The Consumer Financial Protection Safety and Soundness Improvement Act of 2011, H.R. 1315, cleared the House by a 241-173 vote, but not before Rep. Sean Duffy, R-Wis., took to the House floor to single out NAFCU for championing the legislation.
When it was introduced by Duffy in its original form, H.R. 1315 was an individual, NAFCU-backed bill that would change the two-thirds majority vote that is currently required for the Financial Stability Oversight Council to challenge the CFPB on a regulatory matter to a simple majority. (It would also bar the CFPB director from voting in such a scenario).
In the end, H.R. 1315 became a larger package that also included H.R. 1121, The Responsible Consumer Financial Protection Regulations Act of 2011, and H.R. 1667, The Bureau of Consumer Financial Protection Transfer Clarification Act.

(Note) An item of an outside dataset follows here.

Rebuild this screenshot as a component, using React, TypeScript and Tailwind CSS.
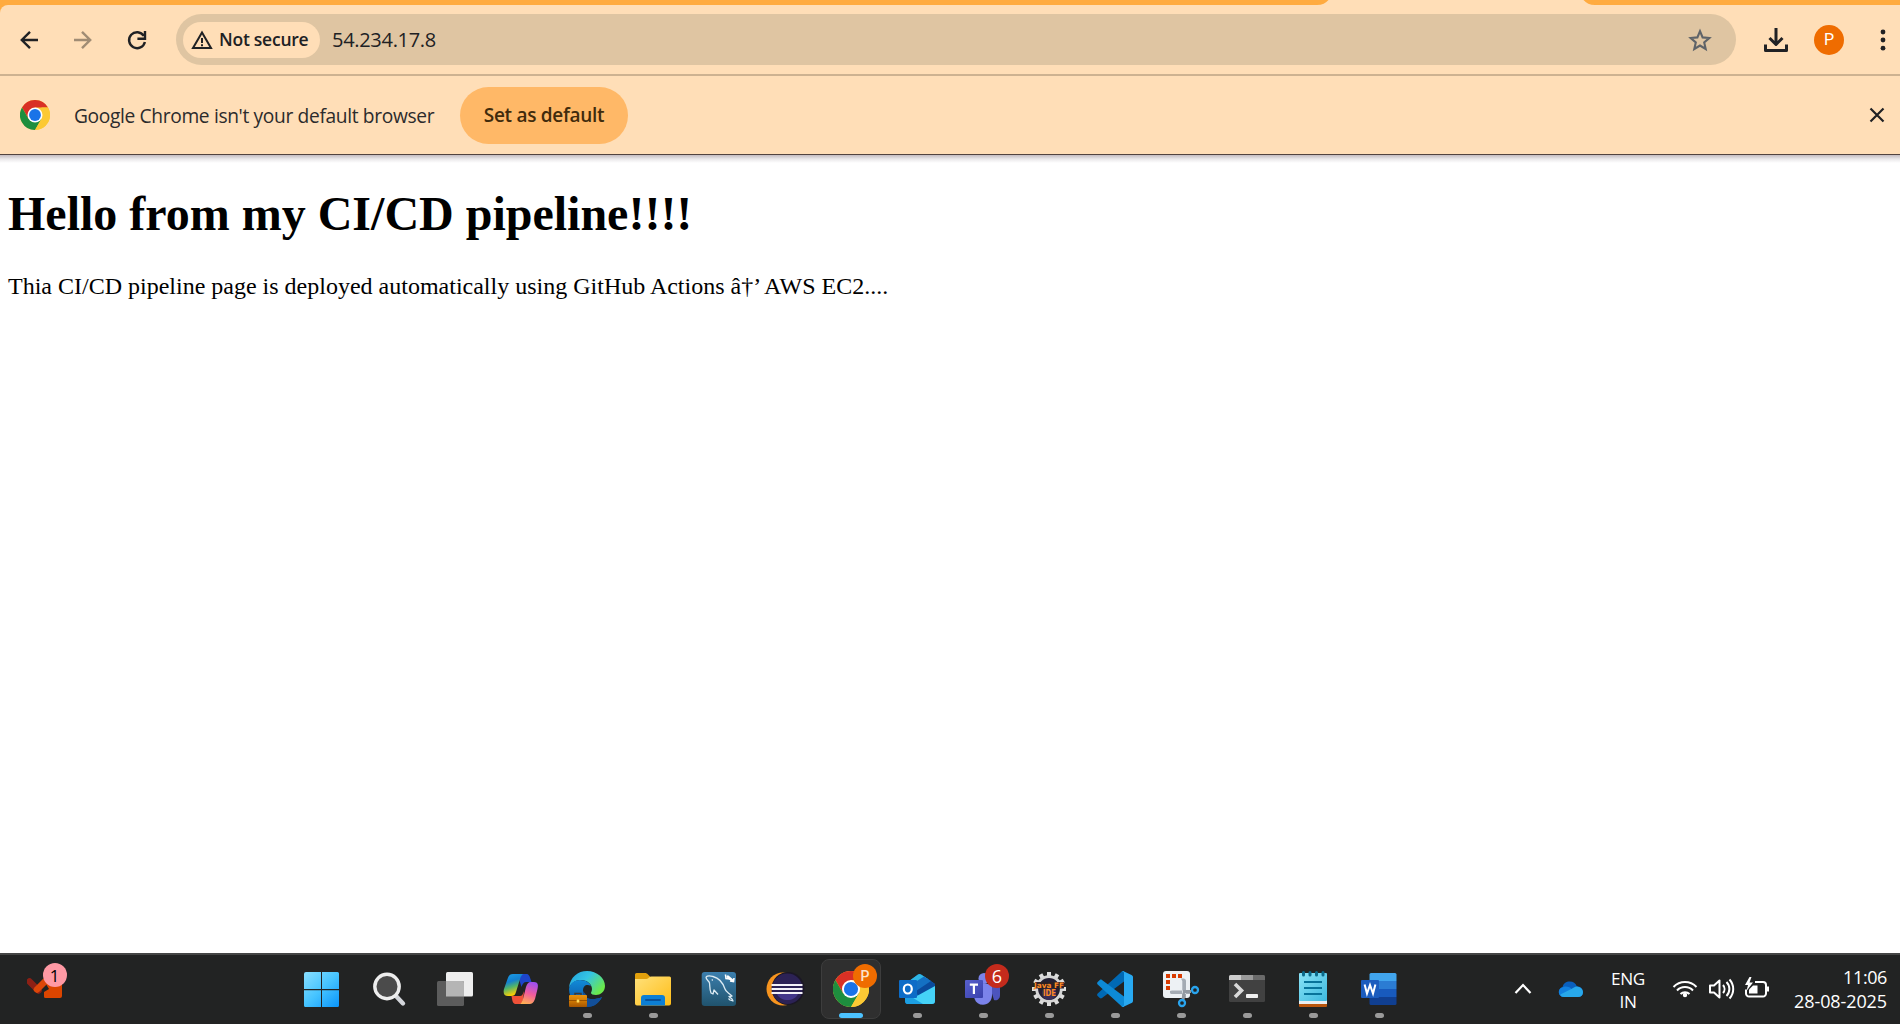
import type { ReactNode } from "react";

function Icon({ children, dot = false, className = "" }: { children: ReactNode; dot?: boolean; className?: string }) {
  return (
    <div className={"relative flex h-[60px] w-[60px] shrink-0 flex-col items-center rounded-lg pt-3 " + className}>
      <svg width="36" height="36" viewBox="0 0 36 36" className="overflow-visible">
        {children}
      </svg>
      {dot && <div className="mt-[6px] h-[5px] w-[9px] rounded-full bg-[#9a9a9a]" />}
    </div>
  );
}

function ChromeMark({ size }: { size: number }) {
  return (
    <svg width={size} height={size} viewBox="0 0 36 36">
      <ChromeShape />
    </svg>
  );
}

function ChromeShape() {
  return (
    <g>
      <circle cx="18" cy="18" r="18" fill="#fcc934" />
      <path d="M18 9h15.59A18 18 0 0 0 2.41 9L10.2 22.5Z" fill="#d93025" />
      <path d="M2.41 9A18 18 0 0 0 18 36l7.8-13.5L18 18 10.2 22.5Z" fill="#1e8e3e" />
      <path d="M33.59 9A18 18 0 0 1 18 36l7.8-13.5L25.8 9Z" fill="#fcc934" />
      <circle cx="18" cy="18" r="9" fill="#fff" />
      <circle cx="18" cy="18" r="7.1" fill="#1a73e8" />
    </g>
  );
}

function Toolbar() {
  return (
    <div className="flex h-[69px] items-center rounded-tl-lg bg-[#ffdeb7]">
      <svg width="176" height="69" viewBox="0 0 176 69" fill="none" strokeWidth="2.4" className="shrink-0">
        <path d="M38 35H22M30 26.800l-8.200 8.200 8.200 8.200" stroke="#202124" />
        <path d="M74 35h16M82 26.800l8.200 8.200-8.200 8.200" stroke="#a08c74" />
        <path d="M143.800 30.800A8 8 0 1 0 144.900 37M145 26v7.700h-7.600" stroke="#202124" />
      </svg>
      <div className="flex h-[51px] w-[1560px] shrink-0 items-center rounded-full bg-[#dfc5a2] pl-[7px]">
        <div className="flex h-9 w-[137px] items-center rounded-full bg-[#ffdeb7] pl-2">
          <svg width="22" height="20" viewBox="0 0 22 20" fill="none" stroke="#202124" strokeWidth="2">
            <path d="M11 2.500 2 18h18Z" />
            <path d="M11 8v5M11 14.200v2" />
          </svg>
          <span className="ml-[6px] text-[17.5px] leading-none font-semibold tracking-[-0.25px] whitespace-nowrap text-[#202124]">Not secure</span>
        </div>
        <span className="ml-[12px] text-[20px] leading-none tracking-[-0.3px] text-[#202124]">54.234.17.8</span>
        <svg width="26" height="26" viewBox="0 0 26 26" fill="none" stroke="#5f6368" strokeWidth="2.1" className="mr-[23px] ml-auto">
          <path d="M13 4.200l2.600 6.200 6.700.600-5.100 4.400 1.500 6.600-5.700-3.500-5.700 3.500 1.500-6.600-5.100-4.400 6.700-.600Z" />
        </svg>
      </div>
      <svg width="26" height="26" viewBox="0 0 26 26" fill="none" stroke="#202124" strokeWidth="3" className="ml-[27px]">
        <path d="M13 1v16M6.500 11l6.500 6.500 6.500-6.500M2.500 17.500V23.500h21V17.500" strokeLinejoin="round" />
      </svg>
      <div className="ml-[25px] flex h-[30px] w-[30px] items-center justify-center rounded-full bg-[#ef6c00] font-[Roboto] text-[16px] text-white">P</div>
      <svg width="10" height="30" viewBox="0 0 10 30" className="ml-[34px]" fill="#202124">
        <circle cx="5" cy="7" r="2.400" />
        <circle cx="5" cy="15" r="2.400" />
        <circle cx="5" cy="23.200" r="2.400" />
      </svg>
    </div>
  );
}

function InfoBar() {
  return (
    <div className="relative flex h-[81px] shrink-0 items-center border-t-2 border-b border-t-[#cdb291] border-b-[#51433f] bg-[#ffdeb7] pl-5">
      <ChromeMark size={30} />
      <span className="mt-[2px] ml-6 w-[386px] text-[19.2px] tracking-[-0.35px] whitespace-nowrap text-[#2c2b2c]">Google Chrome isn't your default browser</span>
      <div className="flex h-[57px] w-[168px] items-center justify-center rounded-full bg-[#ffb867] pt-px text-[19px] font-semibold tracking-[-0.3px] whitespace-nowrap text-[#412b0c]">
        Set as default
      </div>
      <svg width="16" height="16" viewBox="0 0 16 16" stroke="#202124" strokeWidth="2.2" className="mr-[15px] ml-auto">
        <path d="M1.500 1.500l13 13M14.500 1.500l-13 13" />
      </svg>
      <div className="absolute top-full left-0 mt-px h-[8px] w-full bg-linear-to-b from-[#c3bcc1] via-[#eae8ea] to-white" />
    </div>
  );
}

function Gradients() {
  return (
    <svg width="0" height="0" className="absolute">
      <defs>
        <linearGradient id="win" gradientUnits="userSpaceOnUse" x1="0" y1="0" x2="34" y2="36">
          <stop stopColor="#89dfff" /><stop offset=".5" stopColor="#46c4ff" /><stop offset="1" stopColor="#0a95fb" />
        </linearGradient>
        <linearGradient id="cpA" x1="0" y1="0" x2=".3" y2="1">
          <stop stopColor="#1ba0ea" /><stop offset=".4" stopColor="#1480cf" /><stop offset=".65" stopColor="#52b46a" /><stop offset="1" stopColor="#ffd000" />
        </linearGradient>
        <linearGradient id="cpB" x1=".6" y1="0" x2=".3" y2="1">
          <stop stopColor="#a050ee" /><stop offset=".5" stopColor="#f25c9c" /><stop offset="1" stopColor="#ffb152" />
        </linearGradient>
        <linearGradient id="edge" x1="0" y1="0" x2="1" y2=".6">
          <stop stopColor="#1f9fdd" /><stop offset=".5" stopColor="#35c5e4" /><stop offset="1" stopColor="#6be94a" />
        </linearGradient>
        <linearGradient id="edgeB" x1="0" y1="0" x2="0" y2="1">
          <stop stopColor="#118bd8" /><stop offset="1" stopColor="#0b4c9b" />
        </linearGradient>
        <linearGradient id="folder" x1="0" y1="0" x2="1" y2="1">
          <stop stopColor="#ffe17b" /><stop offset="1" stopColor="#ffbd17" />
        </linearGradient>
        <linearGradient id="sql" x1="0" y1="0" x2="0" y2="1">
          <stop stopColor="#3c7fae" /><stop offset="1" stopColor="#20536d" />
        </linearGradient>
        <linearGradient id="teams" x1="0" y1="0" x2="1" y2="1">
          <stop stopColor="#5860cc" /><stop offset="1" stopColor="#3940ac" />
        </linearGradient>
        <linearGradient id="note" x1="0" y1="0" x2="1" y2="1">
          <stop stopColor="#8ae3f6" /><stop offset="1" stopColor="#3db9df" />
        </linearGradient>
        <linearGradient id="briefcase" x1="0" y1="0" x2="0" y2="1">
          <stop stopColor="#e9920d" /><stop offset=".45" stopColor="#d27c04" /><stop offset="1" stopColor="#a55500" />
        </linearGradient>
      </defs>
    </svg>
  );
}

const teeth = [0, 30, 60, 90, 120, 150, 180, 210, 240, 270, 300, 330];

function Apps() {
  return (
    <div className="ml-[218px] flex gap-[6px] pt-1">
      <Icon>
        <g fill="url(#win)">
          <path d="M1 1h15v17H-1V3a2 2 0 0 1 2-2ZM17 1h15.500a1.500 1.500 0 0 1 1.500 1.500V18H17ZM-1 19.200h17V36H.5A1.500 1.500 0 0 1-1 34.500ZM17 19.200h17v15.300a1.500 1.500 0 0 1-1.500 1.500H17Z" />
        </g>
      </Icon>
      <Icon>
        <path d="M25 25l7 7.500" stroke="#d3d5da" strokeWidth="4.400" strokeLinecap="round" />
        <circle cx="16" cy="15.500" r="12.200" fill="#4b4b4b" stroke="#eeeeee" strokeWidth="3.400" />
      </Icon>
      <Icon>
        <rect x="9" y="1" width="27" height="24.500" rx="1.500" fill="#eeeeee" />
        <rect x="0" y="10" width="27" height="25" rx="1.500" fill="#5c5c5c" />
        <path d="M9 10h16.500a1.500 1.500 0 0 1 1.500 1.500v14H9Z" fill="#b5b5b5" />
      </Icon>
      <Icon>
        <path d="M16 3h7c3 0 3.500 2 4.500 5l1 3h-5c-3 0-4 2-5 5L16 8Z" fill="#1d45cb" />
        <path d="M11 25h6c2 0 3-2 4-5l-1 9c-1 3-1 4-4 4h-3c-3 0-3.500-2-4.500-8Z" fill="#ef5138" />
        <path d="M10 3h11c-2 0-3 2-4 5l-4 13c-1 3-2 4-5 4H5c-4 0-5-3-4-7L4.500 8C6 4 7 3 10 3Z" fill="url(#cpA)" />
        <path d="M26 33H16c2 0 3-2 4-5l3-12c1-3 2-5 5-5h3c4 0 4.500 3 3.500 7L32 28c-1.500 4-3 5-6 5Z" fill="url(#cpB)" />
      </Icon>
      <Icon dot>
        <path d="M0 17C1 6 9 0 18 0c10 0 18 7 18 15 0 6-5 9-9 9-3 0-5-1-5-2 0-1 1-2 1-4 0-5-5-9-11-9C6 9 2 12 0 17Z" fill="url(#edge)" />
        <path d="M0 18C1 12 6 9 11 9c6 0 10 3 11 6-4-2-8-1-8 5 0 6 6 9 12 8 3-.5 5-1 7-2-3 6-8 10-15 10C8 36 0 28 0 18Z" fill="url(#edgeB)" />
        <path d="M14 20c0 6 6 9 12 8 3-.500 5-1 7-2-3 6-8 10-15 10V25Z" fill="#124f99" />
        <path d="M6 24v-1.500h6V24" fill="none" stroke="#3b3b3b" strokeWidth="1.500" />
        <rect x="0" y="24" width="18" height="12" rx="1" fill="url(#briefcase)" />
        <path d="M0 29.500h18" stroke="#8a4700" strokeWidth=".8" />
        <rect x="7.700" y="28.500" width="2.600" height="3" rx=".5" fill="#ffd95a" />
      </Icon>
      <Icon dot>
        <path d="M0 3.500A1.500 1.500 0 0 1 1.500 2H10c1.500 0 2 .5 3 1.500L15.500 6 10 12H0Z" fill="#e2a00c" />
        <path d="M0 8h10c2 0 3-.500 4-1.500.700-.700 1.500-1 2.500-1h18A1.500 1.500 0 0 1 36 7v25.500a2 2 0 0 1-2 2H2a2 2 0 0 1-2-2Z" fill="url(#folder)" />
        <path d="M6 34.500V27a3 3 0 0 1 3-3h18a3 3 0 0 1 3 3v7.500Z" fill="#0c7fd5" />
        <path d="M11 29h14" stroke="#07519b" strokeWidth="2" strokeLinecap="round" />
      </Icon>
      <Icon>
        <rect x=".700" y="1" width="34.300" height="34" rx="3" fill="url(#sql)" />
        <path d="M5 6c2-2 5-1 7-.500C18 7 22 12 24 18c.500 2 2 3 4 4.500l3 2.500-3 .500 3 2.500 1 2-3-1-1.500-1.500M5 6c0 3 3 4 3.500 6 .5 3 0 7 1.500 10l2 1 1-4 4 4.500" fill="none" stroke="#dcebf3" strokeWidth="1.300" strokeLinejoin="round" />
        <circle cx="11.300" cy="9" r=".7" fill="#fff" />
        <path d="M26 5l6 5" stroke="#fff" strokeWidth="2.600" />
        <path d="M24.500 3.500l.5 4 4 .5M29 10l3.500.5.500-3.500" fill="none" stroke="#fff" strokeWidth="1.600" />
      </Icon>
      <Icon>
        <circle cx="16" cy="18" r="16.500" fill="#f7941e" />
        <circle cx="21" cy="17.500" r="16.500" fill="#1b1726" />
        <circle cx="20.300" cy="17.700" r="15.300" fill="#2c2255" />
        <path d="M10 23h21c-2 4-6 6-10.500 6S12 27 10 23Z" fill="#43368a" />
        <path d="M4.500 14h31M4.500 18h31M4.500 22h31" stroke="#f4f2f8" strokeWidth="2" />
      </Icon>
      <div className="relative flex h-[60px] w-[60px] flex-col items-center rounded-lg border border-[#3d3d3d] bg-[#2f2f2f] pt-[11px]">
        <ChromeMark size={36} />
        <div className="mt-[6px] h-[5px] w-6 shrink-0 rounded-full bg-[#4cc2ff]" />
        <div className="absolute top-1 left-[31px] flex h-6 w-6 items-center justify-center rounded-full bg-[#ef6c00] font-[Roboto] text-[14px] font-medium text-[#fbe2cd]">P</div>
      </div>
      <Icon dot>
        <path d="M6 13 19 3.500c1-.700 2-.700 3 0L36 13v17a3 3 0 0 1-3 3H9a3 3 0 0 1-3-3Z" fill="#0f6cbd" />
        <path d="M6 13 19 3.500c1-.700 2-.700 3 0l7 4.500-17 13-6-4Z" fill="#2fb7e5" />
        <path d="M29 8l7 5v4L22 25l-10-4Z" fill="#0a4a9c" />
        <path d="M25 5.500l7 4.500-18 12-4-7Z" fill="#1470c3" />
        <path d="M36 15v15a3 3 0 0 1-3 3H9c-1 0-2-1-2-2Z" fill="#45d2f7" />
        <path d="M6 22l18 11H9a3 3 0 0 1-3-3Z" fill="#1c9fe3" />
        <rect x="0" y="9" width="18" height="18" rx="1" fill="#0d6cc7" />
        <ellipse cx="8.800" cy="18" rx="4" ry="4.500" fill="none" stroke="#fff" strokeWidth="2.200" />
      </Icon>
      <div className="relative">
        <Icon dot>
          <circle cx="30" cy="9" r="4" fill="#4d55b9" />
          <path d="M24 13h11v11c0 4-3 6-6 5Z" fill="#4c54bd" />
          <circle cx="19" cy="7.500" r="5.500" fill="#7b83eb" />
          <path d="M10 13h17v11c0 6-4 9.700-9 9.700-4 0-7-2-8.500-6Z" fill="#7b83eb" />
          <rect x="0" y="9" width="18" height="18" rx="1" fill="url(#teams)" />
          <path d="M4.800 13.700h8.200M8.900 13v10" stroke="#fff" strokeWidth="2.200" />
        </Icon>
        <div className="absolute top-[5px] left-[32px] flex h-6 w-6 items-center justify-center rounded-full bg-[#c42b1c] text-[18px] leading-none text-white">6</div>
      </div>
      <Icon dot>
        {teeth.map((a) => (
          <rect key={a} x="16" y="1" width="4" height="6" fill="#dddddd" transform={`rotate(${a} 18 18)`} />
        ))}
        <circle cx="18" cy="18" r="12.300" fill="#242032" stroke="#d5d5d5" strokeWidth="2.800" />
        <circle cx="18" cy="22" r="7" fill="#3a2d58" />
        <rect x="4" y="11" width="29" height="6.500" fill="#2b2024" />
        <g fill="#ff8a24" fontFamily="DejaVu Sans" fontWeight="700" textAnchor="middle">
          <text x="18" y="16.500" fontSize="7.400" textLength="30" lengthAdjust="spacingAndGlyphs">Java FF</text>
          <text x="18.500" y="24.700" fontSize="8.500" textLength="13" lengthAdjust="spacingAndGlyphs">IDE</text>
        </g>
      </Icon>
      <Icon dot>
        <path d="M27 0v10.500L5 27c-.800.600-1.500.500-2.200 0L.7 25c-.800-.800-.700-1.700 0-2.500L24.500.800C25.300.100 26 0 27 0Z" fill="#0069b4" />
        <path d="M27 36V25.500L5 9c-.800-.600-1.500-.500-2.200 0L.7 11c-.800.800-.700 1.700 0 2.500l23.800 21.700c.8.700 1.500.8 2.500.8Z" fill="#0d8ad6" />
        <path d="M26 0l8.500 4c1 .500 1.500 1.200 1.500 2.300v23.400c0 1.100-.500 1.800-1.500 2.300L26 36c-1 0-1.500-.200-2-.700 1.200.9 3 0 3-1.500V2.200C27 .700 25.200-.200 24 .700c.5-.500 1-.700 2-.700Z" fill="#28a9f1" />
      </Icon>
      <Icon dot>
        <rect x="0" y="0" width="27" height="27" rx="3" fill="#edf1f4" />
        <path d="M3 3h4v4H3ZM9 3h4v4H9ZM15 3h4v4h-4ZM3 9h4v4H3ZM3 15h4v4H3Z" fill="#d83b01" />
        <path d="M18 7.500h2.500c1.500 0 2.500 1 2.500 2.500v17h-3.700V10ZM7 20v1.500C7 22.500 8 23 9.500 23H27v-3.500H9Z" fill="#a5acb4" />
        <path d="M20 20.500l8 0M21 22l-1 7" stroke="#9299a1" strokeWidth="3" />
        <circle cx="32" cy="19" r="3" fill="none" stroke="#29a4ee" strokeWidth="2.300" />
        <circle cx="19" cy="32" r="3" fill="none" stroke="#29a4ee" strokeWidth="2.300" />
      </Icon>
      <Icon dot>
        <rect x="0" y="4" width="36" height="27" rx="1.500" fill="#414141" />
        <path d="M1.500 4H12v5H0V5.500A1.500 1.500 0 0 1 1.500 4Z" fill="#cccccc" />
        <path d="M12 4h12v5H12Z" fill="#9a9a9a" />
        <path d="M24 4h10.500A1.500 1.500 0 0 1 36 5.500V9H24Z" fill="#6a6a6a" />
        <path d="M6 13l6.500 6.500L6 26" fill="none" stroke="#d9d9d9" strokeWidth="3.600" />
        <rect x="17" y="23" width="12" height="4" rx=".8" fill="#f0f0f0" />
      </Icon>
      <Icon dot>
        <rect x="4" y="30" width="28" height="6" rx="1" fill="#b9560e" />
        <rect x="4" y="28" width="28" height="5" fill="#e9eef1" />
        <rect x="4" y="2" width="28" height="28" rx="1" fill="url(#note)" />
        <path d="M9 11h18M9 17h18M9 23h18" stroke="#08739a" strokeWidth="1.800" />
        <path d="M8.500 1.500v2.500M15 1.500v2.500M21.500 1.500v2.500M28 1.500v2.500" stroke="#0b6b8c" strokeWidth="3" strokeLinecap="round" />
      </Icon>
      <Icon dot>
        <path d="M10 2h24a1.500 1.500 0 0 1 1.500 1.500V10H8.500V3.500A1.500 1.500 0 0 1 10 2Z" fill="#41a5ee" />
        <path d="M8.500 10h27v8h-27Z" fill="#2b7cd3" />
        <path d="M8.500 18h27v8h-27Z" fill="#185abd" />
        <path d="M8.500 26h27v6.500A1.500 1.500 0 0 1 34 34H10a1.500 1.500 0 0 1-1.500-1.500Z" fill="#103f91" />
        <rect x="0" y="9" width="18" height="18" rx="1" fill="#1b5cbe" />
        <path d="M3.600 13.500l2.400 9 3-8.500 3 8.500 2.400-9" fill="none" stroke="#fff" strokeWidth="2" />
      </Icon>
    </div>
  );
}

function Tray() {
  return (
    <div className="mr-[13px] ml-auto flex items-start pt-[10px] text-[18px] leading-6 text-white">
      <svg width="74" height="30" viewBox="1513 974 74 30" fill="none" className="mt-[9px] shrink-0">
        <path d="M1515.500 993l7.500-8 7.500 8" stroke="#fff" strokeWidth="2.200" />
        <path d="M1564 997a5 5 0 0 1-1.500-9.800c.7-3.700 3.600-5.700 7.300-5.700 3.300 0 6 2 7 4.700 3.700.2 6.200 2.700 6.200 6 0 3-2 4.800-5 4.800Z" fill="#0a5fbd" />
        <path d="M1564 997a5 5 0 0 1-.500-10c3-1 5.500 0 7.500 1.300l4 8.700Z" fill="#1180df" />
        <path d="M1560.300 994.500l11-5.500c2-1 4-3 6.500-2.300 3 .4 5.200 2.600 5.200 5.500 0 3-2 4.800-5 4.800h-14c-1.600 0-3-.800-3.700-2.500Z" fill="#28a8ea" />
      </svg>
      <div className="mt-[2px] ml-[17px] w-12 text-center text-[17.2px] leading-[23px] tracking-[-0.4px]">ENG<br />IN</div>
      <svg width="100" height="30" viewBox="1672 974 100 30" fill="none" stroke="#fff" className="mt-[9px] ml-5 shrink-0">
        <g strokeWidth="2">
          <path d="M1673.500 987a16 16 0 0 1 23 0M1677 990.500a11 11 0 0 1 16 0M1680.500 994a6.500 6.500 0 0 1 9 0" />
          <circle cx="1685" cy="995" r="1.200" fill="#fff" />
          <path d="M1710 985.500h4l5.500-5v17l-5.500-5h-4Z" strokeLinejoin="round" />
          <path d="M1723 985a6 6 0 0 1 0 8M1726.500 982a10 10 0 0 1 0 14M1729.500 979.500a14 14 0 0 1 0 19" />
          <path d="M1755 982h8a3 3 0 0 1 3 3v8.500a3 3 0 0 1-3 3h-14a3 3 0 0 1-3-3v-4" />
        </g>
        <path d="M1766.500 986.500h2.500v5h-2.500Z" fill="#fff" stroke="none" />
        <path d="M1749 993.500v-4l4-4h4.500v8Z" fill="#fff" stroke="none" />
        <path d="M1749.500 977l-4.500 8h3l-1.500 6 6.500-8.500h-3.500l2-5.500Z" fill="#fff" stroke="none" />
      </svg>
      <div className="w-[115px] text-right tracking-[-0.1px] whitespace-nowrap">
        <div className="tracking-[-0.4px]">11:06</div>
        <div>28-08-2025</div>
      </div>
    </div>
  );
}

function Taskbar() {
  return (
    <div className="flex h-[71px] shrink-0 items-start border-t-2 border-[#454545] bg-[#222323]">
      <Gradients />
      <div className="relative h-full w-[75px] shrink-0">
        <svg width="36" height="24" viewBox="27 977 36 24" className="mt-[22px] ml-[27px]">
          <path d="M29.500 981.500l9 9" stroke="#8d2015" strokeWidth="6.500" strokeLinecap="round" />
          <path d="M37 989.500l8-8" stroke="#dc4609" strokeWidth="6.500" strokeLinecap="round" />
          <path d="M43 979l6 10-5 3v4.500a1.500 1.500 0 0 0 1.500 1.500H60a2 2 0 0 0 2-2v-15Z" fill="#dc4500" />
        </svg>
        <div className="absolute top-2 left-[42.500px] flex h-6 w-6 items-center justify-center rounded-full bg-[#ff99a4] text-[17px] leading-none text-black">1</div>
      </div>
      <Apps />
      <Tray />
    </div>
  );
}

export default function App() {
  return (
    <div className="flex h-[1024px] w-[1900px] flex-col overflow-hidden bg-white font-['Open_Sans','Noto_Sans',sans-serif]">
      <div className="h-[5px] shrink-0 bg-[#ffab40]">
        <svg width="1900" height="5" viewBox="0 0 1900 5" className="block">
          <path d="M1317 5c5 0 9-2 11.500-5h255c2.500 3 6.500 5 11.500 5Z" fill="#ffdeb7" />
        </svg>
      </div>
      <div className="shrink-0 bg-[#ffab40]">
        <Toolbar />
      </div>
      <InfoBar />
      <main className="flex-1 px-2 font-['Liberation_Serif',serif] text-black">
        <h1 className="mt-[31px] text-[48px] leading-[55px] font-bold">Hello from my CI/CD pipeline!!!!</h1>
        <p className="mt-[31px] text-[24px] leading-[28px]">Thia CI/CD pipeline page is deployed automatically using GitHub Actions â†’ AWS EC2....</p>
      </main>
      <Taskbar />
    </div>
  );
}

The former would change the leadership of the CFPB from a single director to a bipartisan five person commission; the latter would delay the scheduled transfer of authority date if a director has not been confirmed by Congress. Both measures are supported by NAFCU.
Speaking on the House floor, Duffy reiterated several times that changing the vote threshold of the council and providing checks and balances on CFPB rulemaking will give credit unions and community banks a voice in the process.
The bill now heads to the Senate where its future remains uncertain.